- [GIVEN MATERIAL]
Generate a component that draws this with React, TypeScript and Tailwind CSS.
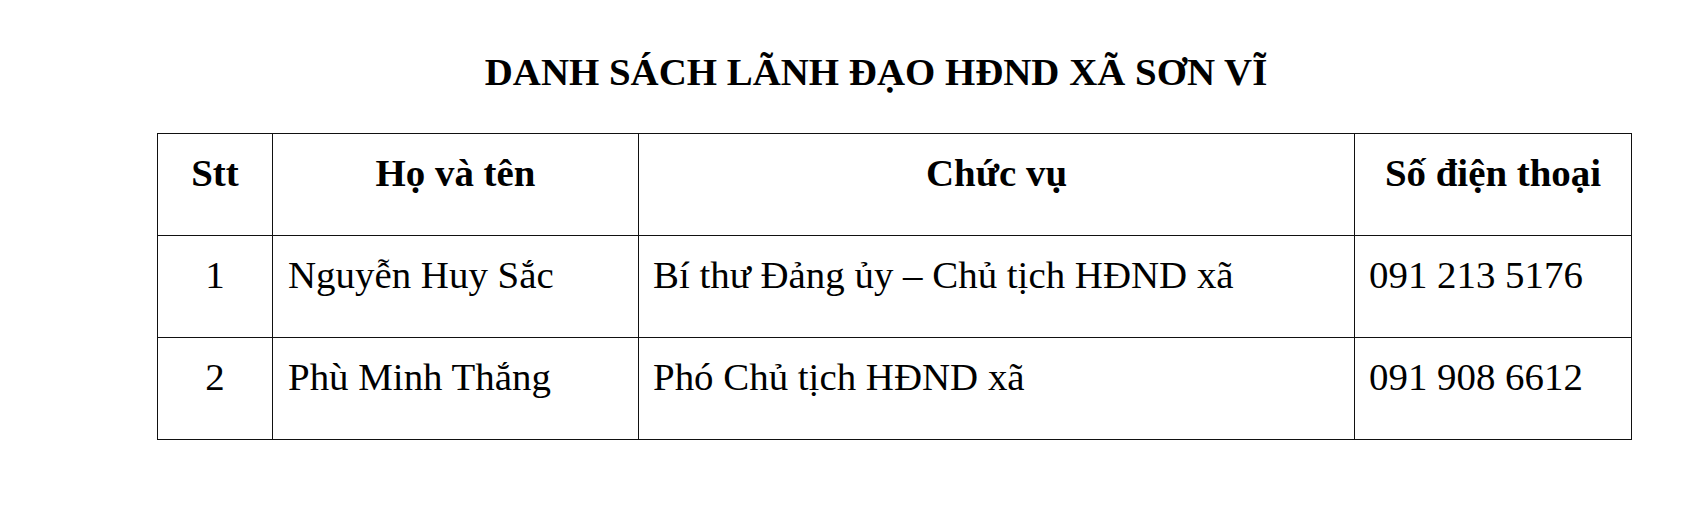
const rows = [
  { stt: "1", name: "Nguyễn Huy Sắc", role: "Bí thư Đảng ủy – Chủ tịch HĐND xã", phone: "091 213 5176" },
  { stt: "2", name: "Phù Minh Thắng", role: "Phó Chủ tịch HĐND xã", phone: "091 908 6612" },
]

const serif = "font-['Liberation_Serif','Times_New_Roman',serif]"

export default function App() {
  return (
    <div className={`w-[1684px] h-[507px] bg-white text-black ${serif}`}>
      {/* Title */}
      <h1 className="pt-[50px] pl-[68px] text-center text-[38.9px] leading-[44px] font-bold">
        DANH SÁCH LÃNH ĐẠO HĐND XÃ SƠN VĨ
      </h1>

      {/* Table */}
      <table className="ml-[157px] mt-[39px] w-[1474px] table-fixed border-collapse text-[38.9px] leading-[44px]">
        <colgroup>
          <col className="w-[115px]" />
          <col className="w-[366px]" />
          <col className="w-[716px]" />
          <col className="w-[277px]" />
        </colgroup>
        <thead>
          <tr className="h-[102px]">
            {["Stt", "Họ và tên", "Chức vụ", "Số điện thoại"].map((h) => (
              <th key={h} className="border border-[#111] align-top pt-[17px] px-0 text-center font-bold">
                {h}
              </th>
            ))}
          </tr>
        </thead>
        <tbody>
          {rows.map((r) => (
            <tr key={r.stt} className="h-[102px]">
              <td className="border border-[#111] align-top pt-[17px] text-center">{r.stt}</td>
              <td className="border border-[#111] align-top pt-[17px] pl-[15px]">{r.name}</td>
              <td className="border border-[#111] align-top pt-[17px] pl-[14px]">{r.role}</td>
              <td className="border border-[#111] align-top pt-[17px] pl-[14px]">{r.phone}</td>
            </tr>
          ))}
        </tbody>
      </table>
    </div>
  )
}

- [CHALLENGE] Repeat the data in full and exactly. Omit pictures.

- [ANSWER TO THE TASK]
Generate a component that draws this with React, TypeScript and Tailwind CSS.
const rows = [
  { stt: "1", name: "Nguyễn Huy Sắc", role: "Bí thư Đảng ủy – Chủ tịch HĐND xã", phone: "091 213 5176" },
  { stt: "2", name: "Phù Minh Thắng", role: "Phó Chủ tịch HĐND xã", phone: "091 908 6612" },
]

const serif = "font-['Liberation_Serif','Times_New_Roman',serif]"

export default function App() {
  return (
    <div className={`w-[1684px] h-[507px] bg-white text-black ${serif}`}>
      {/* Title */}
      <h1 className="pt-[50px] pl-[68px] text-center text-[38.9px] leading-[44px] font-bold">
        DANH SÁCH LÃNH ĐẠO HĐND XÃ SƠN VĨ
      </h1>

      {/* Table */}
      <table className="ml-[157px] mt-[39px] w-[1474px] table-fixed border-collapse text-[38.9px] leading-[44px]">
        <colgroup>
          <col className="w-[115px]" />
          <col className="w-[366px]" />
          <col className="w-[716px]" />
          <col className="w-[277px]" />
        </colgroup>
        <thead>
          <tr className="h-[102px]">
            {["Stt", "Họ và tên", "Chức vụ", "Số điện thoại"].map((h) => (
              <th key={h} className="border border-[#111] align-top pt-[17px] px-0 text-center font-bold">
                {h}
              </th>
            ))}
          </tr>
        </thead>
        <tbody>
          {rows.map((r) => (
            <tr key={r.stt} className="h-[102px]">
              <td className="border border-[#111] align-top pt-[17px] text-center">{r.stt}</td>
              <td className="border border-[#111] align-top pt-[17px] pl-[15px]">{r.name}</td>
              <td className="border border-[#111] align-top pt-[17px] pl-[14px]">{r.role}</td>
              <td className="border border-[#111] align-top pt-[17px] pl-[14px]">{r.phone}</td>
            </tr>
          ))}
        </tbody>
      </table>
    </div>
  )
}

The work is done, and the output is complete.